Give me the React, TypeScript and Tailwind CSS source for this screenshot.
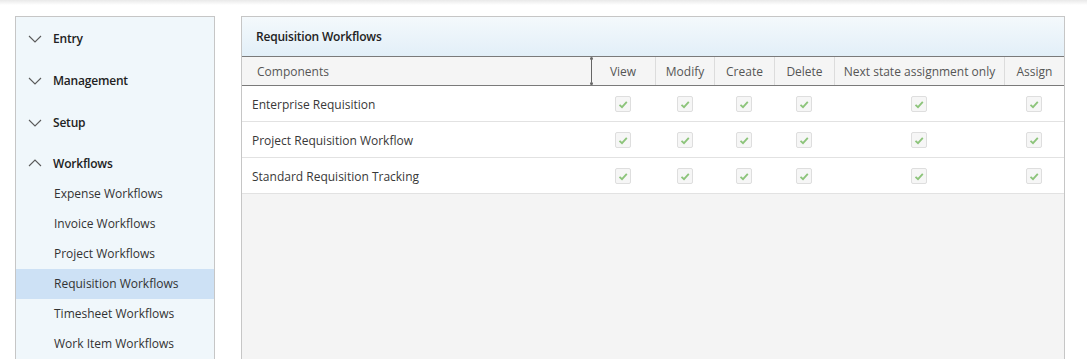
import React from "react";

const font = { fontFamily: '"Open Sans", "Liberation Sans", sans-serif' };

const sections = ["Entry", "Management", "Setup"];
const workflows = [
  "Expense Workflows",
  "Invoice Workflows",
  "Project Workflows",
  "Requisition Workflows",
  "Timesheet Workflows",
  "Work Item Workflows",
];
const columns = ["View", "Modify", "Create", "Delete", "Next state assignment only", "Assign"];
const rows = [
  "Enterprise Requisition",
  "Project Requisition Workflow",
  "Standard Requisition Tracking",
];

const Chevron = ({ up }: { up?: boolean }) => (
  <svg width="14" height="8" viewBox="0 0 14 8" className="shrink-0">
    <polyline
      points={up ? "1,7 7,1 13,7" : "1,1 7,7 13,1"}
      fill="none"
      stroke="#5a5a5a"
      strokeWidth="1.1"
    />
  </svg>
);

const Check = () => (
  <div className="flex h-4 w-4 items-center justify-center rounded-[2px] border border-[#dedede] bg-[#f6f6f6]">
    <svg width="10" height="9" viewBox="0 0 10 9">
      <polyline points="1.5,4.8 4,7.2 8.8,1.8" fill="none" stroke="#8cc47a" strokeWidth="1.8" />
    </svg>
  </div>
);

const gridCols = "grid grid-cols-[349px_64px_59px_60px_60px_170px_1fr]";

export default function App() {
  return (
    <div className="h-[359px] w-full overflow-hidden bg-white" style={font}>
      <div className="h-[5px] bg-linear-to-b from-[#e9e9e9] to-white" />
      <div className="flex gap-[26px] pl-[15px] pr-[22px] pt-[11px]">
        <aside className="h-[400px] w-[200px] shrink-0 border border-[#c6c6c6] bg-[#f0f7fb]">
          {sections.map((s) => (
            <div key={s} className="flex h-[42px] items-center gap-[11px] pl-[12px] pt-[2px] text-[12px] font-semibold tracking-[-0.2px] text-[#222]">
              <Chevron />
              {s}
            </div>
          ))}
          <div className="flex h-[36px] items-start gap-[11px] pl-[12px] pt-[12px] text-[12px] font-semibold tracking-[-0.2px] text-[#222]">
            <span className="mt-[4px]">
              <Chevron up />
            </span>
            Workflows
          </div>
          {workflows.map((w) => (
            <div
              key={w}
              className={`flex h-[30px] items-center pl-[38px] text-[12px] text-[#333] ${
                w === "Requisition Workflows" ? "bg-[#cde1f5]" : ""
              }`}
            >
              {w}
            </div>
          ))}
        </aside>

        <section className="flex h-[400px] flex-1 flex-col border border-[#c6c6c6] bg-[#f4f4f4]">
          <div className="flex h-[39px] items-center bg-linear-to-b from-[#f4f9fc] to-[#e2eff8] pl-[14px] pt-px text-[12px] font-semibold tracking-[-0.2px] text-[#222]">
            Requisition Workflows
          </div>
          <div className={`${gridCols} relative h-[30px] border-y border-[#7a7a7a] bg-[#f5f5f5] text-[12px] text-[#555]`}>
            <div className="flex items-center pl-[15px] pt-px">Components</div>
            {columns.map((c, i) => (
              <div key={c} className={`flex items-center justify-center pt-px ${i > 0 ? "border-l border-[#dcdcdc]" : ""}`}>
                {c}
              </div>
            ))}
            <div className="absolute left-[348px] top-0 flex h-full w-[3px] flex-col items-center justify-between">
              <div className="h-[3px] w-[3px] rounded-full bg-[#666]" />
              <div className="w-px flex-1 bg-[#666]" />
              <div className="h-[3px] w-[3px] rounded-full bg-[#666]" />
            </div>
          </div>
          {rows.map((r) => (
            <div key={r} className={`${gridCols} h-[36px] border-b border-[#e2e2e2] bg-white text-[12px] text-[#383838]`}>
              <div className="flex items-center pl-[10px] pt-[2px]">{r}</div>
              {columns.map((c) => (
                <div key={c} className="flex items-center justify-center pt-px">
                  <Check />
                </div>
              ))}
            </div>
          ))}
        </section>
      </div>
    </div>
  );
}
————
Request:
Omit every picture, then reproduce the rest of the listing exactly.

The solution:
Give me the React, TypeScript and Tailwind CSS source for this screenshot.
import React from "react";

const font = { fontFamily: '"Open Sans", "Liberation Sans", sans-serif' };

const sections = ["Entry", "Management", "Setup"];
const workflows = [
  "Expense Workflows",
  "Invoice Workflows",
  "Project Workflows",
  "Requisition Workflows",
  "Timesheet Workflows",
  "Work Item Workflows",
];
const columns = ["View", "Modify", "Create", "Delete", "Next state assignment only", "Assign"];
const rows = [
  "Enterprise Requisition",
  "Project Requisition Workflow",
  "Standard Requisition Tracking",
];

const Chevron = ({ up }: { up?: boolean }) => (
  <svg width="14" height="8" viewBox="0 0 14 8" className="shrink-0">
    <polyline
      points={up ? "1,7 7,1 13,7" : "1,1 7,7 13,1"}
      fill="none"
      stroke="#5a5a5a"
      strokeWidth="1.1"
    />
  </svg>
);

const Check = () => (
  <div className="flex h-4 w-4 items-center justify-center rounded-[2px] border border-[#dedede] bg-[#f6f6f6]">
    <svg width="10" height="9" viewBox="0 0 10 9">
      <polyline points="1.5,4.8 4,7.2 8.8,1.8" fill="none" stroke="#8cc47a" strokeWidth="1.8" />
    </svg>
  </div>
);

const gridCols = "grid grid-cols-[349px_64px_59px_60px_60px_170px_1fr]";

export default function App() {
  return (
    <div className="h-[359px] w-full overflow-hidden bg-white" style={font}>
      <div className="h-[5px] bg-linear-to-b from-[#e9e9e9] to-white" />
      <div className="flex gap-[26px] pl-[15px] pr-[22px] pt-[11px]">
        <aside className="h-[400px] w-[200px] shrink-0 border border-[#c6c6c6] bg-[#f0f7fb]">
          {sections.map((s) => (
            <div key={s} className="flex h-[42px] items-center gap-[11px] pl-[12px] pt-[2px] text-[12px] font-semibold tracking-[-0.2px] text-[#222]">
              <Chevron />
              {s}
            </div>
          ))}
          <div className="flex h-[36px] items-start gap-[11px] pl-[12px] pt-[12px] text-[12px] font-semibold tracking-[-0.2px] text-[#222]">
            <span className="mt-[4px]">
              <Chevron up />
            </span>
            Workflows
          </div>
          {workflows.map((w) => (
            <div
              key={w}
              className={`flex h-[30px] items-center pl-[38px] text-[12px] text-[#333] ${
                w === "Requisition Workflows" ? "bg-[#cde1f5]" : ""
              }`}
            >
              {w}
            </div>
          ))}
        </aside>

        <section className="flex h-[400px] flex-1 flex-col border border-[#c6c6c6] bg-[#f4f4f4]">
          <div className="flex h-[39px] items-center bg-linear-to-b from-[#f4f9fc] to-[#e2eff8] pl-[14px] pt-px text-[12px] font-semibold tracking-[-0.2px] text-[#222]">
            Requisition Workflows
          </div>
          <div className={`${gridCols} relative h-[30px] border-y border-[#7a7a7a] bg-[#f5f5f5] text-[12px] text-[#555]`}>
            <div className="flex items-center pl-[15px] pt-px">Components</div>
            {columns.map((c, i) => (
              <div key={c} className={`flex items-center justify-center pt-px ${i > 0 ? "border-l border-[#dcdcdc]" : ""}`}>
                {c}
              </div>
            ))}
            <div className="absolute left-[348px] top-0 flex h-full w-[3px] flex-col items-center justify-between">
              <div className="h-[3px] w-[3px] rounded-full bg-[#666]" />
              <div className="w-px flex-1 bg-[#666]" />
              <div className="h-[3px] w-[3px] rounded-full bg-[#666]" />
            </div>
          </div>
          {rows.map((r) => (
            <div key={r} className={`${gridCols} h-[36px] border-b border-[#e2e2e2] bg-white text-[12px] text-[#383838]`}>
              <div className="flex items-center pl-[10px] pt-[2px]">{r}</div>
              {columns.map((c) => (
                <div key={c} className="flex items-center justify-center pt-px">
                  <Check />
                </div>
              ))}
            </div>
          ))}
        </section>
      </div>
    </div>
  );
}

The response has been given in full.